I think the underlying technology behind KDE is probably more advanced than Gnome, but the default interface is just too overcrowded with options. Options are fine, but it becomes very annoying when the interface for adjusting those options is plastered all over the DE, rather than tucked away in a discrete dialogue somewhere.
Beyond that, I just find the default KDE setup to be messy and disagreeable to my sense of aesthetics. I couldn't be bothered going to the effort required to get it looking like the DE I like, when Gnome and XFCE are so close out of the box.
I also like the way you can change the mouse cursor in gnome without restarting X, and how changes to the themes etc are applied instantly. These are the sort of options people are likely to change frequently, and Gnome handles them elegantly, while KDE is rather awkward and cludgey in this regard.
see http://en.wikipedia.org/wiki/Featuritis
That said, I have no problem with anyone who likes KDE - people should use what works for them.
Edited 2007-08-16 09:27
Here are some more screenshots of GNOME releases with a near-upstream GNOME 1.0.53 desktop:
http://ariszlo.tripod.com/scr3.html
Gnome is a modern desktop environment. It needs modern hardware to run optimally. If your hardware is out of date, your mileage may vary. On a modern machine, Gnome flies (I have certainly not noticed any sluggishness with Ubuntu on a 3 year old machine at any rate).

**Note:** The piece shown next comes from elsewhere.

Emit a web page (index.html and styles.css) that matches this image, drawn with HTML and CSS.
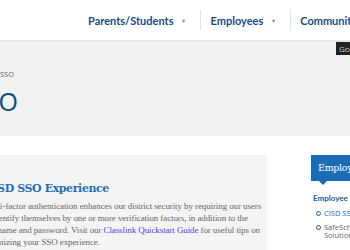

This isn't directed at you Tanner per se (since I have no idea what you are running Gnome on or with), but I really don't have much sympathy for people who insist on installing the latest version of whatever OS/DE on a decrepit 386 with 8MB of RAM or similarly obsolete hardware and who then complain about the sluggish performance. There are desktop environments (eg Fluxbox) specifically designed for low-spec machines, and if you want the bells and whistles of a full featured, up-to-date DE, expect to get decent hardware to run it.